Cure the problem. Spending excessively on a double conversion UPS solveswhat problem? Averts damage to what part? Making subjective claims about'shitty' power is why advertising is so profitable. What a double conversion UPS might do is already done better inside electronic appliances. Now reread those numbers. Any cleaning by a UPS is first completely undone inside electronics. And then ‘cleaned’ by superior circuits already inside each appliance.

 

[John McGaw]

The double conversion scheme is a power conditioner and UPS at the same
time. If you understand electronics, it is far easier to absorb a surge at
DC versus AC.

Seriously, those modified sine wave UPSs are so shitty it is far better to
suffer a power outage.

Look at the modified sine waveform. It is more like a modified square wave.
The steep edges will stress the power supply since i=C*DV/DT, and the DV/DT
of a square wave is infinite.
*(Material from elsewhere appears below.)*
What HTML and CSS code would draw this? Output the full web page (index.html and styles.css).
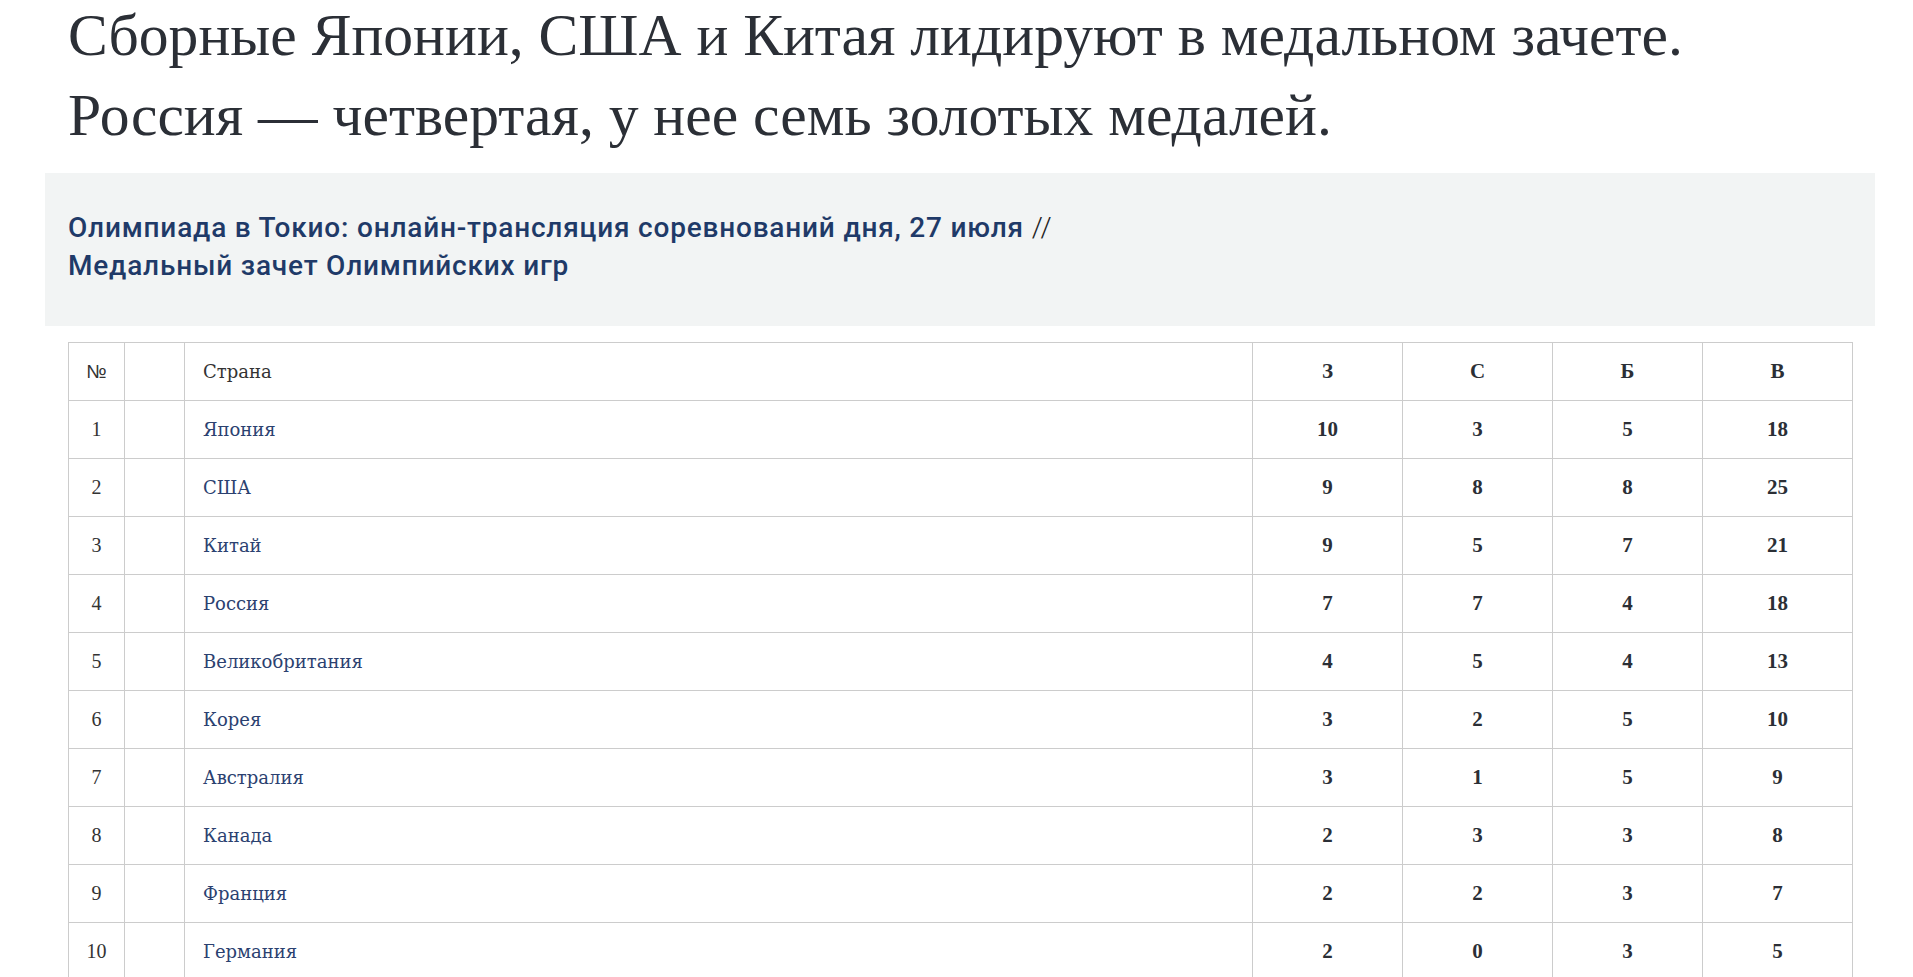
FILE: index.html
```html
<!DOCTYPE html>
<html lang="ru">
<head>
<meta charset="utf-8">
<link rel="stylesheet" href="styles.css">
</head>
<body>
<div class="article">
  <h1 class="title">Сборные Японии, США и Китая лидируют в медальном зачете. Россия — четвертая, у нее семь золотых медалей.</h1>
  <div class="related">
    <a class="related-link" href="#">Олимпиада в Токио: онлайн-трансляция соревнований дня, 27 июля</a> <span class="sep">//</span><br>
    <a class="related-link" href="#">Медальный зачет Олимпийских игр</a>
  </div>
  <table class="medals">
    <colgroup>
      <col class="c-num"><col class="c-flag"><col class="c-country"><col class="c-m"><col class="c-m"><col class="c-m"><col class="c-m">
    </colgroup>
    <thead>
      <tr><th class="num">№</th><th></th><th class="country">Страна</th><th class="m">З</th><th class="m">С</th><th class="m">Б</th><th class="m">В</th></tr>
    </thead>
    <tbody>
      <tr><td class="num">1</td><td></td><td class="country"><a href="#">Япония</a></td><td class="m">10</td><td class="m">3</td><td class="m">5</td><td class="m">18</td></tr>
      <tr><td class="num">2</td><td></td><td class="country"><a href="#">США</a></td><td class="m">9</td><td class="m">8</td><td class="m">8</td><td class="m">25</td></tr>
      <tr><td class="num">3</td><td></td><td class="country"><a href="#">Китай</a></td><td class="m">9</td><td class="m">5</td><td class="m">7</td><td class="m">21</td></tr>
      <tr><td class="num">4</td><td></td><td class="country"><a href="#">Россия</a></td><td class="m">7</td><td class="m">7</td><td class="m">4</td><td class="m">18</td></tr>
      <tr><td class="num">5</td><td></td><td class="country"><a href="#">Великобритания</a></td><td class="m">4</td><td class="m">5</td><td class="m">4</td><td class="m">13</td></tr>
      <tr><td class="num">6</td><td></td><td class="country"><a href="#">Корея</a></td><td class="m">3</td><td class="m">2</td><td class="m">5</td><td class="m">10</td></tr>
      <tr><td class="num">7</td><td></td><td class="country"><a href="#">Австралия</a></td><td class="m">3</td><td class="m">1</td><td class="m">5</td><td class="m">9</td></tr>
      <tr><td class="num">8</td><td></td><td class="country"><a href="#">Канада</a></td><td class="m">2</td><td class="m">3</td><td class="m">3</td><td class="m">8</td></tr>
      <tr><td class="num">9</td><td></td><td class="country"><a href="#">Франция</a></td><td class="m">2</td><td class="m">2</td><td class="m">3</td><td class="m">7</td></tr>
      <tr><td class="num">10</td><td></td><td class="country"><a href="#">Германия</a></td><td class="m">2</td><td class="m">0</td><td class="m">3</td><td class="m">5</td></tr>
    </tbody>
  </table>
</div>
</body>
</html>
```

FILE: styles.css
```css
html, body {
  margin: 0;
  padding: 0;
  background: #ffffff;
}
body {
  overflow: hidden;
}
.article {
  padding: 0 38px 0 45px;
}
.title {
  margin: -5px 0 0 0;
  padding: 0 23px;
  font-family: "Liberation Serif", "DejaVu Serif", serif;
  font-weight: 400;
  font-size: 59.6px;
  line-height: 80px;
  color: #2b2f36;
}
.related {
  margin-top: 18px;
  background: #f2f4f4;
  padding: 36px 23px 41px;
  font-family: Roboto, "Liberation Sans", sans-serif;
  font-weight: 500;
  font-size: 28px;
  letter-spacing: 0.8px;
  line-height: 38px;
  color: #1f3a68;
}
.related-link {
  color: #1f3a68;
  text-decoration: none;
}
.sep {
  color: #222;
  font-weight: 300;
}
.medals {
  margin: 16px 23px 0;
  width: 1784px;
  border-collapse: collapse;
  table-layout: fixed;
  font-family: "DejaVu Serif", "Liberation Serif", serif;
  font-size: 18px;
  color: #333;
}
.c-num { width: 56px; }
.c-flag { width: 60px; }
.c-country { width: 1068px; }
.c-m { width: 150px; }
.medals th, .medals td {
  border: 1px solid #cccccc;
  height: 57px;
  padding: 0;
  font-weight: 400;
  vertical-align: middle;
}
.medals .num {
  text-align: center;
  font-family: "Liberation Serif", serif;
  font-size: 20px;
}
.medals th.num {
  font-family: "Liberation Sans", sans-serif;
  font-size: 19px;
}
.medals .country { text-align: left; padding-left: 18px; }
.medals .m {
  text-align: center;
  font-family: "Liberation Serif", serif;
  font-size: 21px;
  font-weight: 700;
  color: #2b2f36;
}
.medals .country a {
  color: #2b4170;
  text-decoration: none;
}
```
Of course the modified sine doesn't have an
infinitely fast rise time, but it is faster than the design criteria of
2*pi_60Hz.

If one has a conservatively designed computer then the modified sine wave
you so fear is not a problem at all. This is especially true since it is
powering the computer for very short periods of time. As a Unix sysadmin
I've been down the road with the high-priced always-on sine wave UPS units
such as the big Toshibas and know that for the home user who suffers a few
minutes of outage every month such a thing would be throwing money away.
Doubly so since the always-on units are fairly greedy consumers of power on
their own.

I have five of the sort of UPS units you preach against and have had them
for years and from several manufacturers. I have fairly frequent short-term
power failures and occasional brownouts. I have had zero power supply
failures during this period of use. If they were as dangerous as you say,
shouldn't I have had at least one computer going up in smoke?